WHAT YOU WILL DO: Exact reproduction is required for the lines bounded by the one containing "Convert this screenshot" and the one containing "const [selected, setSelected]", both bounds included. Print them without any pictures.

─── TASK INPUT ───

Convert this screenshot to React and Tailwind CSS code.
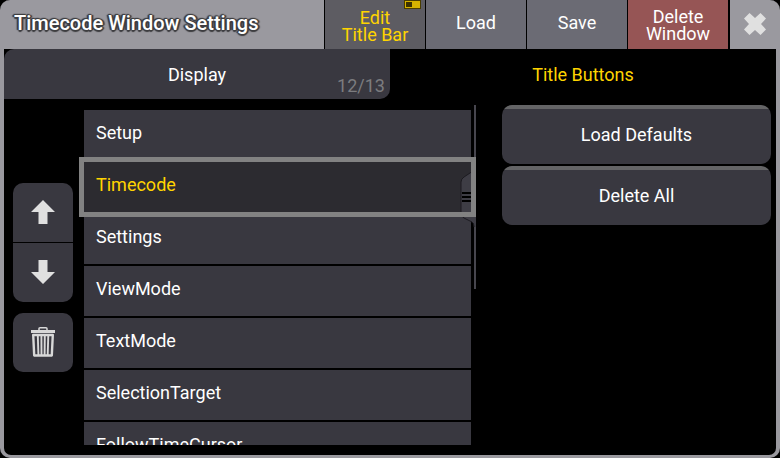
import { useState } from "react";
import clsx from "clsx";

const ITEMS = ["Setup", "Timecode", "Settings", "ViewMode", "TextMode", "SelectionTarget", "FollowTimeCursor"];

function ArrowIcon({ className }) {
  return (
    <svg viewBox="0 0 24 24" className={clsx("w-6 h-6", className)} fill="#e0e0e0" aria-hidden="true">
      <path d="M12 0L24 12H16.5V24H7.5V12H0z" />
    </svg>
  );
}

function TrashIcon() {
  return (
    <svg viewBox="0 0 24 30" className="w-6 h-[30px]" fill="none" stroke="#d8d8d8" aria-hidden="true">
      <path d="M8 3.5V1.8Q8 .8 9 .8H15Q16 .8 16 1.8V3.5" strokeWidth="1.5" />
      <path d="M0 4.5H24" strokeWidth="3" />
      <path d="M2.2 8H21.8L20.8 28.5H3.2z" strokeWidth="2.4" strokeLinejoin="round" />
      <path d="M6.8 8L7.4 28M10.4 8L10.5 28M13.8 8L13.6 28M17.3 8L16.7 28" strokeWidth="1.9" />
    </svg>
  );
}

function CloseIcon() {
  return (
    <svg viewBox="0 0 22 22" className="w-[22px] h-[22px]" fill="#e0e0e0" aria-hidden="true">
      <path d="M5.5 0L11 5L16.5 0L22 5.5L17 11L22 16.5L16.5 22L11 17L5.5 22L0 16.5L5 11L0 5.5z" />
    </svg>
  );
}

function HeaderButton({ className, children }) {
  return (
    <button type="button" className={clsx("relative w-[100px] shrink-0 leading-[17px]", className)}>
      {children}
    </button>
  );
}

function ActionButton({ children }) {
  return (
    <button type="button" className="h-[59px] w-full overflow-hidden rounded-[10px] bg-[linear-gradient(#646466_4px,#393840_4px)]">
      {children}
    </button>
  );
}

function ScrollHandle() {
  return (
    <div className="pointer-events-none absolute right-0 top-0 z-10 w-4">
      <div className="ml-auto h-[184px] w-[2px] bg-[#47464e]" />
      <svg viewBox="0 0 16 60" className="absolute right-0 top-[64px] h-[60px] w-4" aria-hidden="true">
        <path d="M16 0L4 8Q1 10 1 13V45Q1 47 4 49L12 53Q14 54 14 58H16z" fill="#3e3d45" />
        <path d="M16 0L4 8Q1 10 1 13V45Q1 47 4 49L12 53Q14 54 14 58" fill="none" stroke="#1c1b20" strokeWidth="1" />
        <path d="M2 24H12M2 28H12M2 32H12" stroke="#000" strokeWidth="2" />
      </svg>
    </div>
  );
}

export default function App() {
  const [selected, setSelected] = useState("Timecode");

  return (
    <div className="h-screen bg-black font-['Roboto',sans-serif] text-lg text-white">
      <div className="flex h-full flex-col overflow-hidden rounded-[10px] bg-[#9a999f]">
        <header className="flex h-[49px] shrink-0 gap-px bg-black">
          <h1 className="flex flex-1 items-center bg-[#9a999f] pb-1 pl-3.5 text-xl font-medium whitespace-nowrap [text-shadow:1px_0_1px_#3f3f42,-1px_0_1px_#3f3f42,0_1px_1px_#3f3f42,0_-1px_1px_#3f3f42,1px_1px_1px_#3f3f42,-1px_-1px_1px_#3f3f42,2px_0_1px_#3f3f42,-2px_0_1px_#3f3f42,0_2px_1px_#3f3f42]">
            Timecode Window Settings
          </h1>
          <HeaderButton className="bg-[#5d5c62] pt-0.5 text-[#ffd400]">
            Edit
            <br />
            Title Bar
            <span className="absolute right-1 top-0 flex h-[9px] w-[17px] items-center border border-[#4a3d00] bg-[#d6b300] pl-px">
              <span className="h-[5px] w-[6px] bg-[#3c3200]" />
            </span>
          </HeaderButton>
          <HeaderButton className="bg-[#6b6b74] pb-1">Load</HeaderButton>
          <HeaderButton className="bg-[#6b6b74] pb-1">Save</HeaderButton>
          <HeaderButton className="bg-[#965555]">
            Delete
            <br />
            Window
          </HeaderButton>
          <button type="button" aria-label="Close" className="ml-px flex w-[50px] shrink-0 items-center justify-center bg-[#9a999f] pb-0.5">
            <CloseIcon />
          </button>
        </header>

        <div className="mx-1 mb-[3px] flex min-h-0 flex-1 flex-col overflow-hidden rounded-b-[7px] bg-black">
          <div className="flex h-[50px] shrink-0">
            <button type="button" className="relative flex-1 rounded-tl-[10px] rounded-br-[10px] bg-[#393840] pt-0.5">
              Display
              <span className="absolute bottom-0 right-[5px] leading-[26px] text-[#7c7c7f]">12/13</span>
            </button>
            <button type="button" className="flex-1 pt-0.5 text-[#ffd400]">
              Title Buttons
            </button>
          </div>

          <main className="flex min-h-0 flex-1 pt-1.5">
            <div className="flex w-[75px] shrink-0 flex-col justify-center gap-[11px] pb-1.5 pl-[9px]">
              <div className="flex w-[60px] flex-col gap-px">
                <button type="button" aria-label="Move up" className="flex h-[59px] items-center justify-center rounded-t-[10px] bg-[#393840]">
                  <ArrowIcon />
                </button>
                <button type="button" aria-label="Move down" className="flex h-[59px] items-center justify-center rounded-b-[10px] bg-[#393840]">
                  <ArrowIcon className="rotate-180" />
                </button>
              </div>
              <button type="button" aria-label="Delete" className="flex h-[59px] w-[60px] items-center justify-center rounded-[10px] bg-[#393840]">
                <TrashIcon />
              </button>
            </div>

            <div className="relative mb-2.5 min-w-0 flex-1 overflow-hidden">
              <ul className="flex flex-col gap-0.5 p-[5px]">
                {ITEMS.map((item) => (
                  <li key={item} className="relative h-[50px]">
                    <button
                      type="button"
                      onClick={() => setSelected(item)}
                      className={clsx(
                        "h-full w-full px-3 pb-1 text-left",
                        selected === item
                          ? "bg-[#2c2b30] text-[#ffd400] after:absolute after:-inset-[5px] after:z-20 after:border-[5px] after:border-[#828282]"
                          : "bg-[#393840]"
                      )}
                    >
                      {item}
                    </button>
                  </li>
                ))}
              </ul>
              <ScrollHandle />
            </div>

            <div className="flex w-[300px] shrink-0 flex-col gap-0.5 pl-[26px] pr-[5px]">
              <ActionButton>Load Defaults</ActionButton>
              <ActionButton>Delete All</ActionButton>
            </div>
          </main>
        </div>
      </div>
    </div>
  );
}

───
─── TASK INPUT ───

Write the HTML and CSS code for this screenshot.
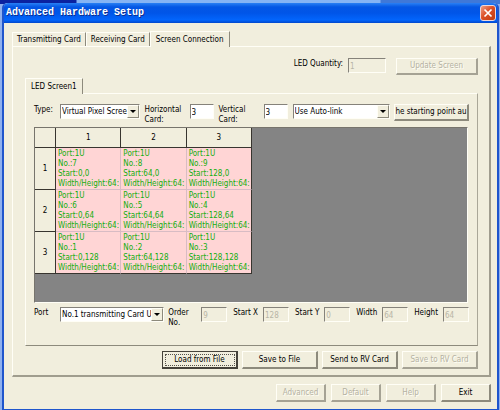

───

ANSWER FOR THE TASK:
Convert this screenshot to React and Tailwind CSS code.
import { useState } from "react";
import clsx from "clsx";

const ITEMS = ["Setup", "Timecode", "Settings", "ViewMode", "TextMode", "SelectionTarget", "FollowTimeCursor"];

function ArrowIcon({ className }) {
  return (
    <svg viewBox="0 0 24 24" className={clsx("w-6 h-6", className)} fill="#e0e0e0" aria-hidden="true">
      <path d="M12 0L24 12H16.5V24H7.5V12H0z" />
    </svg>
  );
}

function TrashIcon() {
  return (
    <svg viewBox="0 0 24 30" className="w-6 h-[30px]" fill="none" stroke="#d8d8d8" aria-hidden="true">
      <path d="M8 3.5V1.8Q8 .8 9 .8H15Q16 .8 16 1.8V3.5" strokeWidth="1.5" />
      <path d="M0 4.5H24" strokeWidth="3" />
      <path d="M2.2 8H21.8L20.8 28.5H3.2z" strokeWidth="2.4" strokeLinejoin="round" />
      <path d="M6.8 8L7.4 28M10.4 8L10.5 28M13.8 8L13.6 28M17.3 8L16.7 28" strokeWidth="1.9" />
    </svg>
  );
}

function CloseIcon() {
  return (
    <svg viewBox="0 0 22 22" className="w-[22px] h-[22px]" fill="#e0e0e0" aria-hidden="true">
      <path d="M5.5 0L11 5L16.5 0L22 5.5L17 11L22 16.5L16.5 22L11 17L5.5 22L0 16.5L5 11L0 5.5z" />
    </svg>
  );
}

function HeaderButton({ className, children }) {
  return (
    <button type="button" className={clsx("relative w-[100px] shrink-0 leading-[17px]", className)}>
      {children}
    </button>
  );
}

function ActionButton({ children }) {
  return (
    <button type="button" className="h-[59px] w-full overflow-hidden rounded-[10px] bg-[linear-gradient(#646466_4px,#393840_4px)]">
      {children}
    </button>
  );
}

function ScrollHandle() {
  return (
    <div className="pointer-events-none absolute right-0 top-0 z-10 w-4">
      <div className="ml-auto h-[184px] w-[2px] bg-[#47464e]" />
      <svg viewBox="0 0 16 60" className="absolute right-0 top-[64px] h-[60px] w-4" aria-hidden="true">
        <path d="M16 0L4 8Q1 10 1 13V45Q1 47 4 49L12 53Q14 54 14 58H16z" fill="#3e3d45" />
        <path d="M16 0L4 8Q1 10 1 13V45Q1 47 4 49L12 53Q14 54 14 58" fill="none" stroke="#1c1b20" strokeWidth="1" />
        <path d="M2 24H12M2 28H12M2 32H12" stroke="#000" strokeWidth="2" />
      </svg>
    </div>
  );
}

export default function App() {
  const [selected, setSelected] = useState("Timecode");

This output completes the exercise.